The controller 160 processes steps S132 to S138 in the step S131. The controller 160 temporarily decides the number of circuits to be used out of the four circuits of the U phase 151, V phase 152, W phase 153, and X phase 154 so as to maximize the conversion efficiency in the step S132.

In the step S134, the controller 160 determines whether the maximum current value in the circuit to be used can be controlled to be equal to or higher than the current value Imax0 used for the preliminary magnetization.

If the determination in the step S134 is Yes, the process proceeds to the step S141. The case in which the determination is Yes in the step S134 is the case in which the condition that the predetermined current can be applied to the power supply line of the U phase 151 is met; that is, it corresponds to the case in which the determination of the step S130 in FIG. 5 is Yes. Therefore, the case in which the determination of the step S134 is Yes can be considered as the case in which the determination of the whole step S131 in FIG. 7 is Yes.

On the other hand, if the determination in the step S134 is No, the process proceeds to a step S136.

The controller 160 reduces the number of circuits to be used for the voltage conversion by one in the step S136. By reducing the number of circuits to be used for the voltage conversion, the amount of current flowing in the circuit to be used for voltage conversion can be increased (see the step S134).

The controller 160 determines whether the number of circuits to be used is one or more in the step S138. If the number of circuits to be used is one or more, the process returns back to the step S134.

If the number of circuits to be used is smaller than one, i.e., none in the step S138, the process proceeds to the step S150. The case in which the number of circuits to be used is zero in the step S138 is the case in which the condition that the predetermined current can be applied to the power supply line of the U phase 151 is not met; that is, it corresponds to the case in which the determination of the step S130 in FIG. 5 is No. Accordingly, the case in which the determination of the step S138 is No can be considered as the case in which the determination of the whole step S131 in FIG. 7 is No.

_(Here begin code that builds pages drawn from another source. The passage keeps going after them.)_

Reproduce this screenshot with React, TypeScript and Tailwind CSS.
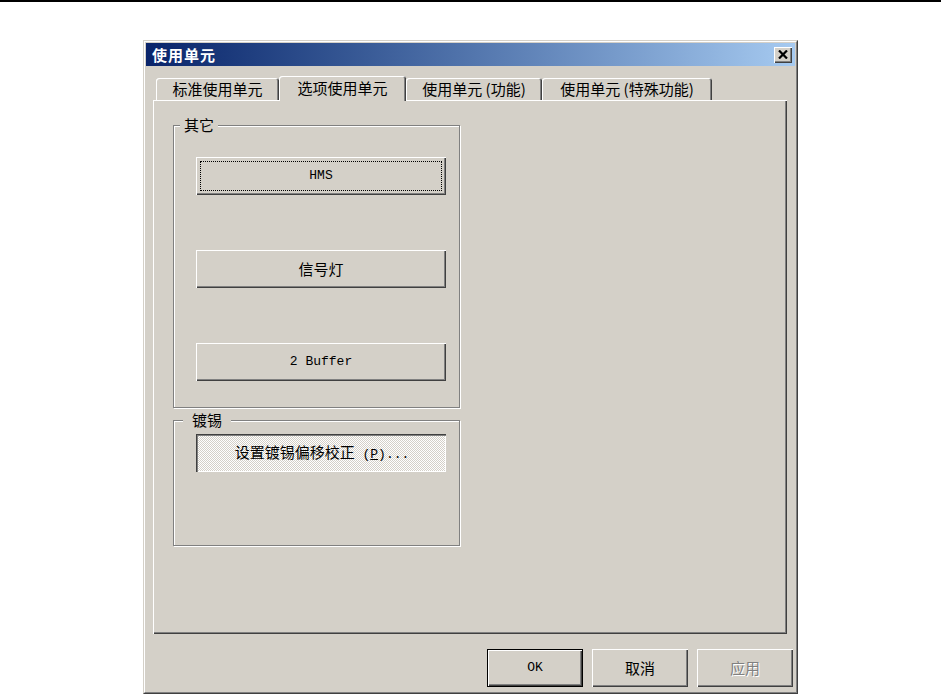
const cjk = "font-['Noto_Sans_CJK_SC','Noto_Sans_CJK_JP',sans-serif]";
const mono = "font-['Liberation_Mono','Noto_Sans_CJK_SC',monospace]";

const tabs = [
  { label: "标准使用单元", w: "w-[123px]", active: false },
  { label: "选项使用单元", w: "w-[127px]", active: true },
  { label: "使用单元 (功能)", w: "w-[136px]", active: false },
  { label: "使用单元 (特殊功能)", w: "w-[170px]", active: false },
];

function CloseIcon() {
  return (
    <svg width="10" height="9" viewBox="0 0 10 9">
      <path d="M1 0.5 L9 8.5 M9 0.5 L1 8.5" stroke="#000" strokeWidth="2.2" fill="none" />
    </svg>
  );
}

function GroupBox({
  label,
  labelPos,
  className,
  children,
}: {
  label: string;
  labelPos: string;
  className: string;
  children: React.ReactNode;
}) {
  return (
    <div
      className={`relative border border-[#808080] shadow-[inset_1px_1px_#fff,1px_1px_#fff] ${className}`}
    >
      <span
        className={`absolute top-[-10px] bg-[#d4d0c8] text-[15px] leading-[18px] text-black ${labelPos}`}
      >
        {label}
      </span>
      {children}
    </div>
  );
}

export default function App() {
  return (
    <div className={`w-[941px] h-[694px] overflow-hidden bg-white border-t-2 border-black ${cjk}`}>
      <div className="ml-[143px] mt-[38px] w-[655px] h-[654px] bg-[#d4d0c8] border border-t-[#d4d0c8] border-l-[#d4d0c8] border-r-[#404040] border-b-[#404040]">
        <div className="h-full border border-t-white border-l-white border-r-[#808080] border-b-[#808080] p-px">
          {/* title bar */}
          <div className="h-[23px] flex items-center justify-between bg-linear-to-r from-[#0a246a] to-[#a6caf0] pl-[6px] pr-[3px]">
            <span className="text-white font-bold text-[15px] leading-none tracking-[1px]">使用单元</span>
            <div className="w-[18px] h-[16px] flex items-center justify-center bg-[#d4d0c8] shadow-[inset_1px_1px_#fff,inset_-1px_-1px_#404040,inset_-2px_-2px_#808080]">
              <CloseIcon />
            </div>
          </div>

          <div className="pt-[10px] pl-[7px] pr-[2px]">
            {/* tabs */}
            <div className="flex items-end h-[24px] pl-[3px]">
              {tabs.map((t) =>
                t.active ? (
                  <div
                    key={t.label}
                    className={`${t.w} h-[25px] -mb-px relative z-10 bg-[#d4d0c8] rounded-t-[3px] shadow-[inset_1px_1px_#fff,inset_-1px_0_#404040,inset_-2px_0_#808080] flex items-center justify-center text-[15px] text-black`}
                  >
                    {t.label}
                  </div>
                ) : (
                  <div
                    key={t.label}
                    className={`${t.w} h-[22px] rounded-t-[3px] shadow-[inset_1px_1px_#fff,inset_-1px_0_#404040,inset_-2px_0_#808080] flex items-center justify-center text-[15px] text-black`}
                  >
                    {t.label}
                  </div>
                )
              )}
            </div>

            {/* panel */}
            <div className="mr-[6px] h-[534px] shadow-[inset_1px_1px_#fff,inset_-1px_-1px_#404040,inset_-2px_-2px_#808080] pt-[25px] pl-[20px]">
              <GroupBox label="其它" labelPos="left-[6px] px-[4px]" className="w-[287px] h-[283px]">
                <div className="flex flex-col gap-[55px] pt-[31px] pl-[22px]">
                  <button className="w-[250px] h-[38px] bg-[#d4d0c8] shadow-[inset_1px_1px_#fff,inset_-1px_-1px_#404040,inset_-2px_-2px_#808080] outline-1 outline-dotted outline-black outline-offset-[-5px] text-[13px] text-black font-['Liberation_Mono',monospace]">
                    HMS
                  </button>
                  <button className="w-[250px] h-[38px] bg-[#d4d0c8] shadow-[inset_1px_1px_#fff,inset_-1px_-1px_#404040,inset_-2px_-2px_#808080] text-[15px] text-black">
                    信号灯
                  </button>
                  <button className="w-[250px] h-[38px] bg-[#d4d0c8] shadow-[inset_1px_1px_#fff,inset_-1px_-1px_#404040,inset_-2px_-2px_#808080] text-[13px] text-black font-['Liberation_Mono',monospace]">
                    2 Buffer
                  </button>
                </div>
              </GroupBox>

              <GroupBox label="镀锡" labelPos="left-[9px] px-[9px]" className="mt-[12px] w-[287px] h-[126px]">
                <div className="pt-[13px] pl-[22px]">
                  <button className={`w-[250px] h-[38px] pl-[2px] pt-[1px] bg-[repeating-conic-gradient(#ffffff_0_25%,#d4d0c8_0_50%)] bg-[length:2px_2px] shadow-[inset_1px_1px_#404040,inset_2px_2px_#808080,inset_-1px_-1px_#fff] text-[15px] text-black ${mono}`}>
                    <span className={cjk}>设置镀锡偏移校正</span>
                    <span className="text-[13px]"> (<u>P</u>)...</span>
                  </button>
                </div>
              </GroupBox>
            </div>

            {/* dialog buttons */}
            <div className="flex justify-end gap-[9px] mt-[15px]">
              <button className="w-[96px] h-[38px] bg-[#d4d0c8] border border-black shadow-[inset_1px_1px_#fff,inset_-1px_-1px_#404040,inset_-2px_-2px_#808080] text-[13px] text-black font-['Liberation_Mono',monospace]">
                OK
              </button>
              <button className="w-[96px] h-[38px] bg-[#d4d0c8] shadow-[inset_1px_1px_#fff,inset_-1px_-1px_#404040,inset_-2px_-2px_#808080] text-[15px] text-black">
                取消
              </button>
              <button className="w-[96px] h-[38px] bg-[#d4d0c8] shadow-[inset_1px_1px_#fff,inset_-1px_-1px_#404040,inset_-2px_-2px_#808080] text-[15px] text-[#808080] [text-shadow:1px_1px_#fff]">
                应用
              </button>
            </div>
          </div>
        </div>
      </div>
    </div>
  );
}
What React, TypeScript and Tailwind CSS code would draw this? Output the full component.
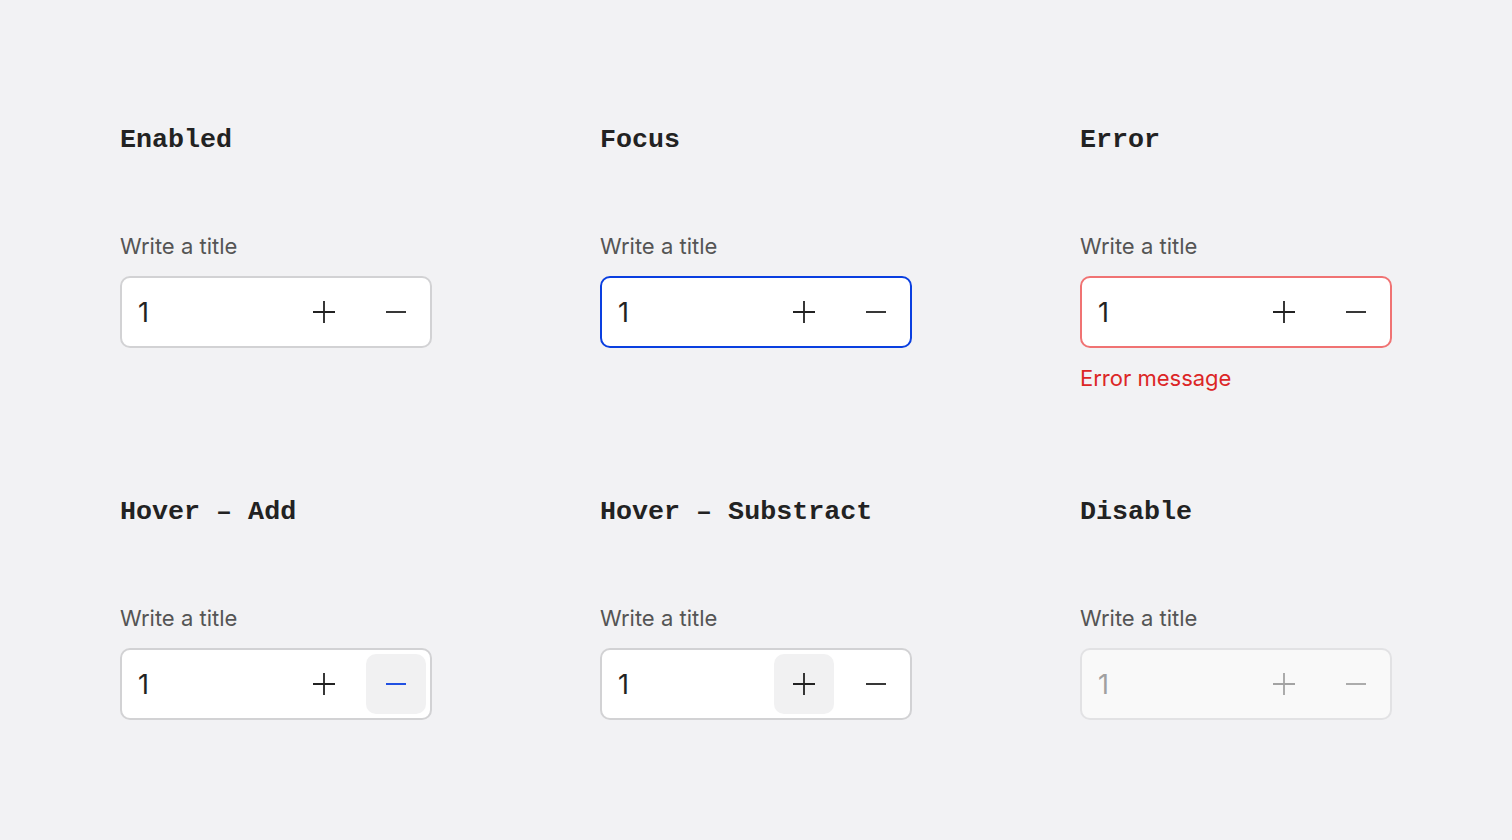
type Variant = "enabled" | "focus" | "error" | "hoverAdd" | "hoverSub" | "disabled";

type Sample = {
  title: string;
  variant: Variant;
};

const samples: Sample[] = [
  { title: "Enabled", variant: "enabled" },
  { title: "Focus", variant: "focus" },
  { title: "Error", variant: "error" },
  { title: "Hover – Add", variant: "hoverSub" },
  { title: "Hover – Substract", variant: "hoverAdd" },
  { title: "Disable", variant: "disabled" },
];

function PlusIcon() {
  return (
    <svg width="22" height="22" viewBox="0 0 22 22" fill="none" stroke="currentColor" strokeWidth="1.8">
      <path d="M11 0v22M0 11h22" />
    </svg>
  );
}

function MinusIcon() {
  return (
    <svg width="22" height="22" viewBox="0 0 22 22" fill="none" stroke="currentColor" strokeWidth="1.8">
      <path d="M1 11h20" />
    </svg>
  );
}

function Stepper({ variant }: { variant: Variant }) {
  const disabled = variant === "disabled";

  const border =
    variant === "focus"
      ? "border-[#0a3fe0] bg-white"
      : variant === "error"
        ? "border-[#f07373] bg-white"
        : disabled
          ? "border-[#e2e2e4] bg-[#f9f9f9]"
          : "border-[#d2d2d4] bg-white";

  const iconColor = disabled ? "text-[#a3a3a3]" : "text-[#222]";

  return (
    <div
      className={`flex items-center w-[312px] h-[72px] rounded-[10px] border-2 pl-[16px] pr-[4px] py-[4px] ${border}`}
    >
      <span
        className={`flex-1 text-[27px] leading-none ${disabled ? "text-[#a0a0a0]" : "text-[#222]"}`}
      >
        1
      </span>
      <div className="flex items-center gap-3 h-full">
        <button
          className={`w-[60px] h-[60px] flex items-center justify-center rounded-[10px] ${
            variant === "hoverAdd" ? "bg-[#f1f1f2]" : ""
          } ${iconColor}`}
        >
          <PlusIcon />
        </button>
        <button
          className={`w-[60px] h-[60px] flex items-center justify-center rounded-[10px] ${
            variant === "hoverSub" ? "bg-[#f1f1f2] text-[#0a3fe0]" : iconColor
          }`}
        >
          <MinusIcon />
        </button>
      </div>
    </div>
  );
}

export default function App() {
  return (
    <div
      className="min-h-screen w-full bg-[#f2f2f4] pl-[120px] pt-[125px]"
      style={{ fontFamily: "Inter, 'Noto Sans', sans-serif" }}
    >
      <div className="grid grid-cols-[480px_480px_312px]">
        {samples.map((s) => (
          <div key={s.title} className="flex flex-col h-[372px]">
            <h2 className="font-['Liberation_Mono',monospace] font-bold text-[26.7px] leading-[30px] text-[#222] whitespace-pre">
              {s.title}
            </h2>
            <p className="mt-[77px] text-[22px] leading-[28px] text-[#555]">
              Write a title
            </p>
            <div className="mt-[16px]">
              <Stepper variant={s.variant} />
            </div>
            {s.variant === "error" && (
              <p className="mt-[16px] text-[22px] leading-[28px] text-[#dc2626]">
                Error message
              </p>
            )}
          </div>
        ))}
      </div>
    </div>
  );
}
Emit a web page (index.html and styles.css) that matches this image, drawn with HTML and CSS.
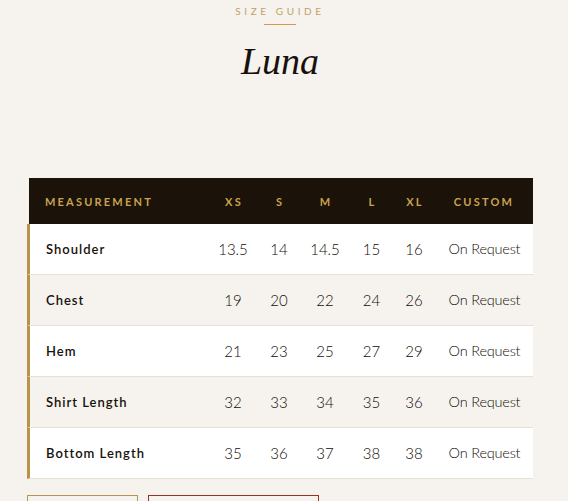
FILE: index.html
```html
<!DOCTYPE html>
<html lang="en">
<head>
<meta charset="utf-8">
<title>Luna Size Guide</title>
<link rel="stylesheet" href="styles.css">
</head>
<body>
<main class="page">
  <header class="intro">
    <p class="eyebrow">SIZE GUIDE</p>
    <span class="rule"></span>
    <h1 class="title">Luna</h1>
  </header>
  <table class="sizes">
    <colgroup>
      <col class="c-label"><col class="c-xs"><col class="c-s"><col class="c-m"><col class="c-l"><col class="c-xl"><col class="c-custom">
    </colgroup>
    <thead>
      <tr><th class="lbl">MEASUREMENT</th><th>XS</th><th>S</th><th>M</th><th>L</th><th>XL</th><th>CUSTOM</th></tr>
    </thead>
    <tbody>
      <tr><td class="lbl">Shoulder</td><td>13.5</td><td>14</td><td>14.5</td><td>15</td><td>16</td><td class="req">On Request</td></tr>
      <tr><td class="lbl">Chest</td><td>19</td><td>20</td><td>22</td><td>24</td><td>26</td><td class="req">On Request</td></tr>
      <tr><td class="lbl">Hem</td><td>21</td><td>23</td><td>25</td><td>27</td><td>29</td><td class="req">On Request</td></tr>
      <tr><td class="lbl">Shirt Length</td><td>32</td><td>33</td><td>34</td><td>35</td><td>36</td><td class="req">On Request</td></tr>
      <tr><td class="lbl">Bottom Length</td><td>35</td><td>36</td><td>37</td><td>38</td><td>38</td><td class="req">On Request</td></tr>
    </tbody>
  </table>
  <div class="actions">
    <button class="btn btn-gold" aria-label="Back to shop"></button>
    <button class="btn btn-red" aria-label="Request custom sizing"></button>
  </div>
</main>
</body>
</html>
```
FILE: styles.css
```css
* { box-sizing: border-box; }
html, body { margin: 0; padding: 0; }
body {
  background: #f6f3ee;
  font-family: Lato, "Open Sans", sans-serif;
  color: #1c140d;
}
.page {
  padding: 0 35px 40px 27px;
}
.intro {
  display: flex;
  flex-direction: column;
  align-items: center;
  padding-top: 5px;
}
.eyebrow {
  margin: 0;
  font-size: 10px;
  line-height: 12px;
  letter-spacing: 3.6px;
  color: #c2a267;
  font-weight: 400;
}
.rule {
  display: block;
  width: 32px;
  height: 1px;
  background: #c99f4f;
  margin-top: 7px;
}
.title {
  margin: 14px 0 0;
  font-family: "Liberation Serif", "DejaVu Serif", serif;
  font-style: italic;
  font-weight: 400;
  font-size: 38px;
  line-height: 44px;
  color: #18110b;
}
.sizes {
  margin-top: 95px;
  width: 506px;
  border-collapse: separate;
  border-spacing: 0;
  table-layout: fixed;
}
.c-label { width: 183px; }
.c-xs { width: 46px; }
.c-s { width: 46px; }
.c-m { width: 46px; }
.c-l { width: 47px; }
.c-xl { width: 38px; }
.c-custom { width: 100px; }
.sizes th {
  height: 46px;
  background: #1b1209;
  background-clip: padding-box;
  color: #c9a24f;
  font-size: 11px;
  font-weight: 700;
  letter-spacing: 2.2px;
  text-align: center;
  padding: 0 0 0 2px;
}
.sizes th.lbl {
  text-align: left;
  border-left: 2px solid transparent;
  padding-left: 16px;
}
.sizes td {
  height: 51px;
  text-align: center;
  font-size: 15px;
  font-weight: 300;
  color: #0f0c09;
  border-bottom: 1px solid #e7e0d5;
  padding: 0 0 1px;
}
.sizes td.req {
  font-size: 14.5px;
  letter-spacing: -0.2px;
  padding-left: 3px;
}
.sizes tbody tr:nth-child(odd) td { background: #ffffff; }
.sizes tbody tr:nth-child(even) td { background: #f6f3ee; }
.sizes td.lbl {
  text-align: left;
  border-left: 3px solid #b8934a;
  padding-left: 16px;
  font-size: 13px;
  font-weight: 600;
  letter-spacing: 1px;
  color: #17110b;
}
.actions {
  display: flex;
  gap: 10px;
  margin-top: 16px;
}
.btn {
  background: transparent;
  padding: 0;
  height: 46px;
}
.btn-gold { width: 111px; border: 1px solid #b8954c; }
.btn-red { width: 171px; border: 1px solid #9b3227; }
```
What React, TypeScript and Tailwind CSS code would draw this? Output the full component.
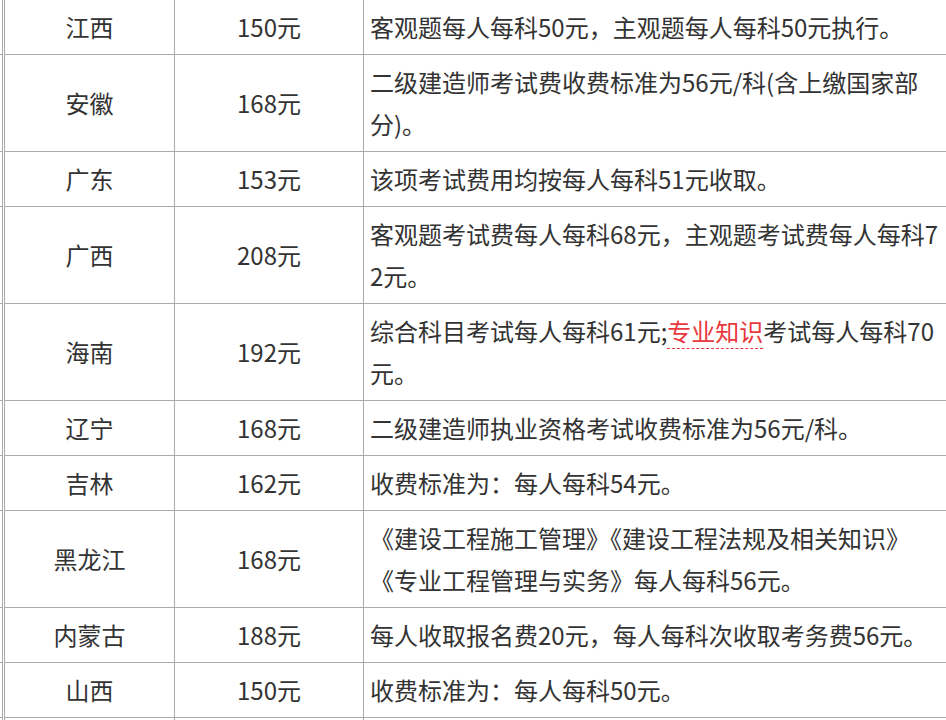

In the step S141, the conversion of the output voltage of the fuel cell 1 is performed using the circuit or the circuits of the number decided in the preceding process up to the step S134 out of the four circuits of the U phase 151, V phase 152, W phase 153 and X phase 154. The maximum value of the output voltage of each of the circuits is controlled to be equal to or higher than the current value Imax0 used for the preliminary magnetization (see FIG. 6). In the preceding process S131, in the case in which the determination of the step S134 is No once or more times, the circuit/circuits fewer than the circuits used in the first driving mode DM1 until then is/are used in the step S141 when compared on the condition that the required electric power is equal. Then, the circuit/circuits fewer than the available largest number of circuits is/are used for the voltage conversion.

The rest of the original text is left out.